** begin **

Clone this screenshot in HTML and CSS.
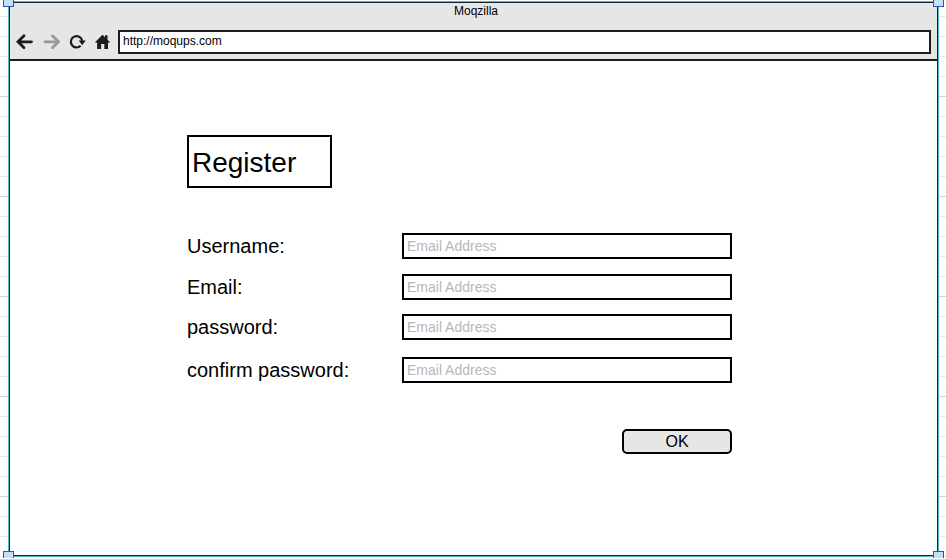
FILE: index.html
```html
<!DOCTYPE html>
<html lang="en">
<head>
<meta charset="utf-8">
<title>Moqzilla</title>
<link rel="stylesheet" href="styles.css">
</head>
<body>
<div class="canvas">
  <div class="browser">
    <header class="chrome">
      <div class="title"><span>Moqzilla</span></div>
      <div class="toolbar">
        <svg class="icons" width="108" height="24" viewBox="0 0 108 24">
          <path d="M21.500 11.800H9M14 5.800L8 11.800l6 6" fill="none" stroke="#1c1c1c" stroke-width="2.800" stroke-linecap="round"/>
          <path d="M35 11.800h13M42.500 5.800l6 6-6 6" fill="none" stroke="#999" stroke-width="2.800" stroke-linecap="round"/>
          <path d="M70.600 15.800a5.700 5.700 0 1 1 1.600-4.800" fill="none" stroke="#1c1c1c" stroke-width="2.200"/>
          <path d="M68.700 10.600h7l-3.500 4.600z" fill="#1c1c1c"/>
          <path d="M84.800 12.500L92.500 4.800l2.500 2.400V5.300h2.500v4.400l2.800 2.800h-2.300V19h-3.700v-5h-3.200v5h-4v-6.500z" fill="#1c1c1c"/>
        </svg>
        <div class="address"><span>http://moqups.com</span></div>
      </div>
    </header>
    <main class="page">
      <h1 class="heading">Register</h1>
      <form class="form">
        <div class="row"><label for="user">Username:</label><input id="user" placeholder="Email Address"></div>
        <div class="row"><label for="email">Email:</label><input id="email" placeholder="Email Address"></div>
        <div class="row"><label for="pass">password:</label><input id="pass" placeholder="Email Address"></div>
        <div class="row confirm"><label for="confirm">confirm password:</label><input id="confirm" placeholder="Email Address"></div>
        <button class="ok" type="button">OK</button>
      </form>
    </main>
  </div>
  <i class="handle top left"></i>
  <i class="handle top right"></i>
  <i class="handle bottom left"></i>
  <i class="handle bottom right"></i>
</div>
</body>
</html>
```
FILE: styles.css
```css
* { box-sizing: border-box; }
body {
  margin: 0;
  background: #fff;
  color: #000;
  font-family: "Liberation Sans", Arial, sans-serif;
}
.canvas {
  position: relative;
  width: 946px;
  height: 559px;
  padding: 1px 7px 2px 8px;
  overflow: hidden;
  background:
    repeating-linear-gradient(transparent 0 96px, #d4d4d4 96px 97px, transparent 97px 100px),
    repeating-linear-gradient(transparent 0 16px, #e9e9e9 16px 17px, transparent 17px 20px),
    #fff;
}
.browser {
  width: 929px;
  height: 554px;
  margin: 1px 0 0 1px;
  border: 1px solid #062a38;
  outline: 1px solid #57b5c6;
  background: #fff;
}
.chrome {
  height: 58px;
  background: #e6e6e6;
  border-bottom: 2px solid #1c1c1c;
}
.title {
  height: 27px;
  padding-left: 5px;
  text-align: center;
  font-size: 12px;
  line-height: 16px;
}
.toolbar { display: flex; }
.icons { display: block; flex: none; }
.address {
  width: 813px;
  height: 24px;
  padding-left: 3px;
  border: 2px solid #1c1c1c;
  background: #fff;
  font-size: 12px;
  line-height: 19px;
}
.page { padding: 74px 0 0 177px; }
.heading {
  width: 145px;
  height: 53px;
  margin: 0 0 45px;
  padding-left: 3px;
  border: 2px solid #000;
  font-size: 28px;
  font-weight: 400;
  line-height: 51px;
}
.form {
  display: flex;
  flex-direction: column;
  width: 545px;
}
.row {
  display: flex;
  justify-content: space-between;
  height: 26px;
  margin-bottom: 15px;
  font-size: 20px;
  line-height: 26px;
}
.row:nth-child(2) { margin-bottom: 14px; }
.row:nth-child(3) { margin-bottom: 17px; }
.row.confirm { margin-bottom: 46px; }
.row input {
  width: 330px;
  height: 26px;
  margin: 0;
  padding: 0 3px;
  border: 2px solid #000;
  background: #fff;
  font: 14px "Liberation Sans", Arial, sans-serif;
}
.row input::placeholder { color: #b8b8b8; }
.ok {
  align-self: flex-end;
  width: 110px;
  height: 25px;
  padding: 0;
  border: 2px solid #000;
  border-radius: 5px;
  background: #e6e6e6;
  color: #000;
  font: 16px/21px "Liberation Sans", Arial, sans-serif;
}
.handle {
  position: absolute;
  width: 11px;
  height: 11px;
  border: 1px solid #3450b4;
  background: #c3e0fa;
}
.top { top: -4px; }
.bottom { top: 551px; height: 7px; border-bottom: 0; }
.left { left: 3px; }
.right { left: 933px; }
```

** end **

- What you need to do -
Omit every picture, then repeat the remaining data exactly as it appears above.

- The answer -
Clone this screenshot in HTML and CSS.
FILE: index.html
```html
<!DOCTYPE html>
<html lang="en">
<head>
<meta charset="utf-8">
<title>Moqzilla</title>
<link rel="stylesheet" href="styles.css">
</head>
<body>
<div class="canvas">
  <div class="browser">
    <header class="chrome">
      <div class="title"><span>Moqzilla</span></div>
      <div class="toolbar">
        <svg class="icons" width="108" height="24" viewBox="0 0 108 24">
          <path d="M21.500 11.800H9M14 5.800L8 11.800l6 6" fill="none" stroke="#1c1c1c" stroke-width="2.800" stroke-linecap="round"/>
          <path d="M35 11.800h13M42.500 5.800l6 6-6 6" fill="none" stroke="#999" stroke-width="2.800" stroke-linecap="round"/>
          <path d="M70.600 15.800a5.700 5.700 0 1 1 1.600-4.800" fill="none" stroke="#1c1c1c" stroke-width="2.200"/>
          <path d="M68.700 10.600h7l-3.500 4.600z" fill="#1c1c1c"/>
          <path d="M84.800 12.500L92.500 4.800l2.500 2.400V5.300h2.500v4.400l2.800 2.800h-2.300V19h-3.700v-5h-3.200v5h-4v-6.500z" fill="#1c1c1c"/>
        </svg>
        <div class="address"><span>http://moqups.com</span></div>
      </div>
    </header>
    <main class="page">
      <h1 class="heading">Register</h1>
      <form class="form">
        <div class="row"><label for="user">Username:</label><input id="user" placeholder="Email Address"></div>
        <div class="row"><label for="email">Email:</label><input id="email" placeholder="Email Address"></div>
        <div class="row"><label for="pass">password:</label><input id="pass" placeholder="Email Address"></div>
        <div class="row confirm"><label for="confirm">confirm password:</label><input id="confirm" placeholder="Email Address"></div>
        <button class="ok" type="button">OK</button>
      </form>
    </main>
  </div>
  <i class="handle top left"></i>
  <i class="handle top right"></i>
  <i class="handle bottom left"></i>
  <i class="handle bottom right"></i>
</div>
</body>
</html>
```
FILE: styles.css
```css
* { box-sizing: border-box; }
body {
  margin: 0;
  background: #fff;
  color: #000;
  font-family: "Liberation Sans", Arial, sans-serif;
}
.canvas {
  position: relative;
  width: 946px;
  height: 559px;
  padding: 1px 7px 2px 8px;
  overflow: hidden;
  background:
    repeating-linear-gradient(transparent 0 96px, #d4d4d4 96px 97px, transparent 97px 100px),
    repeating-linear-gradient(transparent 0 16px, #e9e9e9 16px 17px, transparent 17px 20px),
    #fff;
}
.browser {
  width: 929px;
  height: 554px;
  margin: 1px 0 0 1px;
  border: 1px solid #062a38;
  outline: 1px solid #57b5c6;
  background: #fff;
}
.chrome {
  height: 58px;
  background: #e6e6e6;
  border-bottom: 2px solid #1c1c1c;
}
.title {
  height: 27px;
  padding-left: 5px;
  text-align: center;
  font-size: 12px;
  line-height: 16px;
}
.toolbar { display: flex; }
.icons { display: block; flex: none; }
.address {
  width: 813px;
  height: 24px;
  padding-left: 3px;
  border: 2px solid #1c1c1c;
  background: #fff;
  font-size: 12px;
  line-height: 19px;
}
.page { padding: 74px 0 0 177px; }
.heading {
  width: 145px;
  height: 53px;
  margin: 0 0 45px;
  padding-left: 3px;
  border: 2px solid #000;
  font-size: 28px;
  font-weight: 400;
  line-height: 51px;
}
.form {
  display: flex;
  flex-direction: column;
  width: 545px;
}
.row {
  display: flex;
  justify-content: space-between;
  height: 26px;
  margin-bottom: 15px;
  font-size: 20px;
  line-height: 26px;
}
.row:nth-child(2) { margin-bottom: 14px; }
.row:nth-child(3) { margin-bottom: 17px; }
.row.confirm { margin-bottom: 46px; }
.row input {
  width: 330px;
  height: 26px;
  margin: 0;
  padding: 0 3px;
  border: 2px solid #000;
  background: #fff;
  font: 14px "Liberation Sans", Arial, sans-serif;
}
.row input::placeholder { color: #b8b8b8; }
.ok {
  align-self: flex-end;
  width: 110px;
  height: 25px;
  padding: 0;
  border: 2px solid #000;
  border-radius: 5px;
  background: #e6e6e6;
  color: #000;
  font: 16px/21px "Liberation Sans", Arial, sans-serif;
}
.handle {
  position: absolute;
  width: 11px;
  height: 11px;
  border: 1px solid #3450b4;
  background: #c3e0fa;
}
.top { top: -4px; }
.bottom { top: 551px; height: 7px; border-bottom: 0; }
.left { left: 3px; }
.right { left: 933px; }
```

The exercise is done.